Although it may seem counterintuitive, it would be better if we built buildings from wood than from concrete, brick, aluminium and steel.

We use millions of tons of these modern materials every year. They have many valuable properties, but are energy-intensive to create, accounting for around 16 percent of the entire planets’ fossil fuel production. Instead we could be using wood, which is also strong, renewable and plentiful — we use only a fraction of the world’s available forestry resources.

Our research, published in the Journal of Sustainable Forestry, estimated that the world’s forest contain about 385 billion cubic meters of wood, with an additional 17 billion cubic meters growing each year. A mere 3.4 billion cubic meters is harvested each year, mostly for subsistence fuel burning; the rest rots, burns in fires or adds to forests’ density.

Swapping steel, concrete or brick for wood and specially engineered wood equivalents would drastically reduce global carbon dioxide emissions and fossil fuel consumption and would represent a renewable resource. What’s more, managed properly this can be done without loss of biodiversity or carbon storage capacity.

Wooden Approach 

In our study undertaken by scientists from the Yale School of Forestry & Environmental Studies and the University of Washington’s College of the Environment, we evaluated various scenarios including leaving forests untouched, burning wood for energy and use of wood as a construction material.

The 3.4 billion cubic meters of wood harvested each year accounts for only 20 percent of new annual growth. Increasing the wood harvest to 34 percent or more would have several profound and positive effects. Emissions amounting to 14 to 31 percent of global CO2 would be avoided by creating less steel and concrete, and by storing CO2 in the cell structure of wood products. A further 12 to 19 percent of annual global fossil fuel consumption would be saved, including savings from burning scrap wood and unsellable materials for energy.

CO2 savings from using wood materials

CO2 savings from using engineered wood I-beams, wood beams, wood ply, wood sheathing, ply covering and wood studs vs. equivalent steel beams, concrete slabs, steel studs and stucco. Image by Chad Oliver et. al/JSF.

Building with wood consumes much less energy than using concrete or steel. For example, a wooden floor beam requires 80 megajoules of energy per square meter of floor space and emits 4 kg CO2. By comparison, a square meter of floor space supported by a steel beam requires 516 mj and emits 40 kg of CO2, and a concrete slab floor requires 290 mj and emits 27 kg of CO2.

By using efficient harvesting and production techniques, more CO2 is saved through the avoided emissions, materials and wood energy than is lost from the harvested forest — yet another reason to appreciate forests and to protect them from endless deforestation for agriculture. Clearing trees for harvest is temporary, but converting forests to farmland is a permanent loss of all forest’s resources and biodiversity.

Wooden Materials 

Stadthaus building constructed of modern timber

Stadthaus, a residential building in Hackney, London, was built using cross-laminated timber panels. Photo by hoxtonchina (Flickr/Creative Commons).

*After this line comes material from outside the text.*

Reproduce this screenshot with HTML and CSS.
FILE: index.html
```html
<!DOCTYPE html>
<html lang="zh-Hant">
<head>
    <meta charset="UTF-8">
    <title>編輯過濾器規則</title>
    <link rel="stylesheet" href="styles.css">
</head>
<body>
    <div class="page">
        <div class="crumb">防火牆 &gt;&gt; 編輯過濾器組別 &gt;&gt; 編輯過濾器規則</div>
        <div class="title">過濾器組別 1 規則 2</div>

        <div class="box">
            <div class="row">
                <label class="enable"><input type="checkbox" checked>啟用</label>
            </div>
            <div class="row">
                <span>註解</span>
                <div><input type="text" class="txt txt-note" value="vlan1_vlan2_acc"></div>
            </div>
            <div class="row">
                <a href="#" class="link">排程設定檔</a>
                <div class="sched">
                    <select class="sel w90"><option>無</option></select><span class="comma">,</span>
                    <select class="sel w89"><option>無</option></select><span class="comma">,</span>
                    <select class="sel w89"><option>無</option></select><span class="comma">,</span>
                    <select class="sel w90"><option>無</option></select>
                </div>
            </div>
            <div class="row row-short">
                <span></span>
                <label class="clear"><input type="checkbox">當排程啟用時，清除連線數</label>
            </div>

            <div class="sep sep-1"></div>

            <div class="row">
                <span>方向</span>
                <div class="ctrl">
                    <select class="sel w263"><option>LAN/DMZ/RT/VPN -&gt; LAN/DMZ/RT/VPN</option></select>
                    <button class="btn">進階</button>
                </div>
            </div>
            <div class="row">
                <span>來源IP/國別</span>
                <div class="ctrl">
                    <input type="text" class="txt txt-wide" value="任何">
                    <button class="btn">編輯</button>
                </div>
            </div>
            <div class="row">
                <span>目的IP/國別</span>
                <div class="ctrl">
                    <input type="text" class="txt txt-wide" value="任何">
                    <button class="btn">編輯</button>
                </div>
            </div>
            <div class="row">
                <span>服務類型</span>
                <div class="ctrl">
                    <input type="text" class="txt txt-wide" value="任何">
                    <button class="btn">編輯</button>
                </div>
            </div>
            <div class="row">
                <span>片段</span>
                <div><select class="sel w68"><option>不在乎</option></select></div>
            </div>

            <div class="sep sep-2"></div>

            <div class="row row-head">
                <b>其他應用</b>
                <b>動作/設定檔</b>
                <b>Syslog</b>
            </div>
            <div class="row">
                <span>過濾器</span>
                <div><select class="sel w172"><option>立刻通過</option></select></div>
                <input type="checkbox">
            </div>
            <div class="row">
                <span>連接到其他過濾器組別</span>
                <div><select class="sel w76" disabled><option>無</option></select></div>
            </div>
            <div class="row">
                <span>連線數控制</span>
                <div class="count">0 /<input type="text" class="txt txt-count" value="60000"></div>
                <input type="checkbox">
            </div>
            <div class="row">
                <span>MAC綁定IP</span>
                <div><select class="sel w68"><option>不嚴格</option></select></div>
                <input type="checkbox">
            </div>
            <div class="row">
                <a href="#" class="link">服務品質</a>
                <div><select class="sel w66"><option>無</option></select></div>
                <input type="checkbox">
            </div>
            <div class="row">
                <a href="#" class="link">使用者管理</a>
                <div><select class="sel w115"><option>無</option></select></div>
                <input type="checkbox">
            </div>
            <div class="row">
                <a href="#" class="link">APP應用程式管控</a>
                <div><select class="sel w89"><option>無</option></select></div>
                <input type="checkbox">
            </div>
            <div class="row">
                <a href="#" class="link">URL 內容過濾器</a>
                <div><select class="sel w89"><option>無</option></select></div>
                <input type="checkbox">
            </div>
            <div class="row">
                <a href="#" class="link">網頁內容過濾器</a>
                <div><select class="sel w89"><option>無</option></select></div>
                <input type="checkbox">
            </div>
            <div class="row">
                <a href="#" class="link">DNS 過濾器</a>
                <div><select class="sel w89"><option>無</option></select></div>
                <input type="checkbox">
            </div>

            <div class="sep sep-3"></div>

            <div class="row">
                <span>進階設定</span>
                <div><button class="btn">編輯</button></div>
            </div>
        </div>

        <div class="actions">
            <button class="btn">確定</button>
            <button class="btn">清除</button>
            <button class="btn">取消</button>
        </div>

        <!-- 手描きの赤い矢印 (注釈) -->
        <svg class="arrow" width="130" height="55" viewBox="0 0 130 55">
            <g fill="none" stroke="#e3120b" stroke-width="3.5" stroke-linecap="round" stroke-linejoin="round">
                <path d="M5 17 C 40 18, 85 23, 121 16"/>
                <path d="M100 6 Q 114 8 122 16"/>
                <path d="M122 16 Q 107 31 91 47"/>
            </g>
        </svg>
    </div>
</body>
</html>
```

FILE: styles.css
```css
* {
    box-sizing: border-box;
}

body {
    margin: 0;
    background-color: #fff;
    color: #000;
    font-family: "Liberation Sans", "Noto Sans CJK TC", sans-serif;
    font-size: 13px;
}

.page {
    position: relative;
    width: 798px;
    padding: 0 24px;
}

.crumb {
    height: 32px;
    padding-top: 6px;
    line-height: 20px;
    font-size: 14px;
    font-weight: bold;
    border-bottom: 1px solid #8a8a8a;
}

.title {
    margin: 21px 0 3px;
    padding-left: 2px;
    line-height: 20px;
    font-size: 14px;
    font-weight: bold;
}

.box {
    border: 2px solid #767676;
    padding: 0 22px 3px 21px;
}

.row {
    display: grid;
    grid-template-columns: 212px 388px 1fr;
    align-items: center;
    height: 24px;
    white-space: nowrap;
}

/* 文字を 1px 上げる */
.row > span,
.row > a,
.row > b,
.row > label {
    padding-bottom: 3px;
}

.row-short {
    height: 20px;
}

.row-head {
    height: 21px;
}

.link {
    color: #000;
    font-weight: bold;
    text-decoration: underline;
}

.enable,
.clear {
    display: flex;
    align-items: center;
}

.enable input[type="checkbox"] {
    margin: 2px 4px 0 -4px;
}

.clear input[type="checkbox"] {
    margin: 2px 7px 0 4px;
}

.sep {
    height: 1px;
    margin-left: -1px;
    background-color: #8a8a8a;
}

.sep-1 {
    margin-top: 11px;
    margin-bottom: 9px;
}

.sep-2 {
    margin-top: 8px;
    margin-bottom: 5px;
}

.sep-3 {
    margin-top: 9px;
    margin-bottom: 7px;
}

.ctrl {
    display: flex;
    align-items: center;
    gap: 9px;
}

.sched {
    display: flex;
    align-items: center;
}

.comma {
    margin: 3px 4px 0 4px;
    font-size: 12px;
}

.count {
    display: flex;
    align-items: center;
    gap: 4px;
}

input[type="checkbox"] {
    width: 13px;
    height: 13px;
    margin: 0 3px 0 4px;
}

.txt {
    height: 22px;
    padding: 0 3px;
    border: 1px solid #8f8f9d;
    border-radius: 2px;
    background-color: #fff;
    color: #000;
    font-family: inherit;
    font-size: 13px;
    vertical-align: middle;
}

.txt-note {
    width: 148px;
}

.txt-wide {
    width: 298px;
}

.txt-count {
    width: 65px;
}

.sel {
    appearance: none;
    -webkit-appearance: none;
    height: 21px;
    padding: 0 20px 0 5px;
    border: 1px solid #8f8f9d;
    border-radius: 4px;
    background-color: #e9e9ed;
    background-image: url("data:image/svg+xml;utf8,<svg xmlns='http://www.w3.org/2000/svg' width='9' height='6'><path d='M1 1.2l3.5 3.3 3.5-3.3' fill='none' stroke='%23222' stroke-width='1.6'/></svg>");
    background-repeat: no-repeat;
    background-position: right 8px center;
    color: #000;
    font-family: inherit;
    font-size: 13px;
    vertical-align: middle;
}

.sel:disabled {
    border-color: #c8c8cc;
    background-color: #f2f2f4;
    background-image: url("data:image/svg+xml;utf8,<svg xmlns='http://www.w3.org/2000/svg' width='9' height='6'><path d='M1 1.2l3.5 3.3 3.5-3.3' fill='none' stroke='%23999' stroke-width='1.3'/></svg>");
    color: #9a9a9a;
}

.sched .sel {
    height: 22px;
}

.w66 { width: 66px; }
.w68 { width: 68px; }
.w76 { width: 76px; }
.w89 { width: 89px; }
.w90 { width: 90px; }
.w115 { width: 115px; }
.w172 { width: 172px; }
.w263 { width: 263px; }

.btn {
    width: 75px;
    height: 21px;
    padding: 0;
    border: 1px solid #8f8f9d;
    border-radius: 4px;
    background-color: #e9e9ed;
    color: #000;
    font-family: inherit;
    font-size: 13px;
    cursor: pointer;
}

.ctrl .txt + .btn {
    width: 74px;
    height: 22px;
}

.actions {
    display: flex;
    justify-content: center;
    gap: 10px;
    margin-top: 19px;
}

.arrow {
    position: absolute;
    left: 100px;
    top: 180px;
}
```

If transport and assembly is taken into account, the 16 percent of global fossil fuels used to manufacture steel, concrete and brick is closer to 20 to 30 percent. These potential fuel and carbon emissions savings, already substantial, will become increasingly critical as demand for new buildings, bridges and other infrastructure surges with economic development in Asia, Africa and South America. At the same time, new construction techniques have made wood even more effective as a building material for anything from bridges to mid-rise apartment buildings. The cross-laminated timber increasingly used in new buildings, made from alternating layers of perpendicular wood pieces, has strength approaching that of steel.

In 2009 a nine-story building, Stadthaus, in London, was built with CLT instead of steel construction, and in Stockholm a 34-story wooden building has been given planning permission. There are many others, already built and in the pipeline.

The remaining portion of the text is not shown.